Furthermore, mapping supports transparency about decision-making criteria. When stakeholders can observe the rationale behind prioritization, weighting, and trade-offs, suspicion declines and acceptance rises. The map should be paired with open data practices, publish-associated methodologies, and explainers that translate technical language into accessible terms. This clarity does not undermine complexity; it acknowledges it and invites scrutiny. As public confidence grows, administrators can withstand political pressures with a clearer mandate and a public record demonstrating how input shaped actions, even when trade-offs were necessary.
Finally, stakeholder mapping should be viewed as an ethical instrument, not a one-off exercise.

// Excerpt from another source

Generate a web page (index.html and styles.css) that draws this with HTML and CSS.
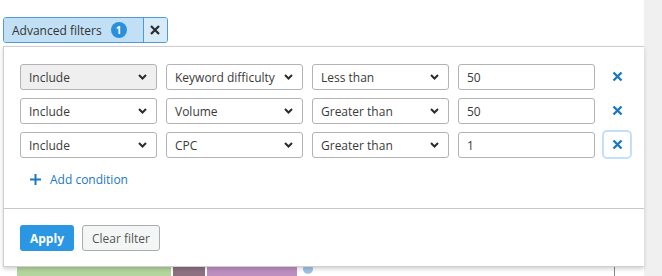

It requires ongoing maintenance, regular updates, and periodic reevaluation of inclusivity goals. Institutions must monitor who participates, who is satisfied with the process, and who remains unheard. Feedback loops, surveys, and participatory evaluators can provide insight into the effectiveness of engagement strategies. When these reviews reveal gaps, they should trigger concrete adjustments—reaching out to new communities, refining communication channels, or altering meeting formats. The resilience of public consultation rests on this continuous refinement and the willingness to admit past oversights and correct course.
In sum, stakeholder mapping anchors inclusive administrative consultations in practical design and principle. It provides a disciplined approach to identifying actors, balancing interests, and mitigating capture risks through transparent processes. When implemented thoughtfully, mapping ensures that policy choices reflect a wide spectrum of values and knowledge, not a narrow set of agendas. It strengthens legitimacy, fosters trust, and improves outcomes by weaving together diverse voices into the fabric of governance. While no map can guarantee perfect consensus, a well-maintained stakeholder map equips administrations to pursue public good with integrity, accountability, and adaptive learning for years to come.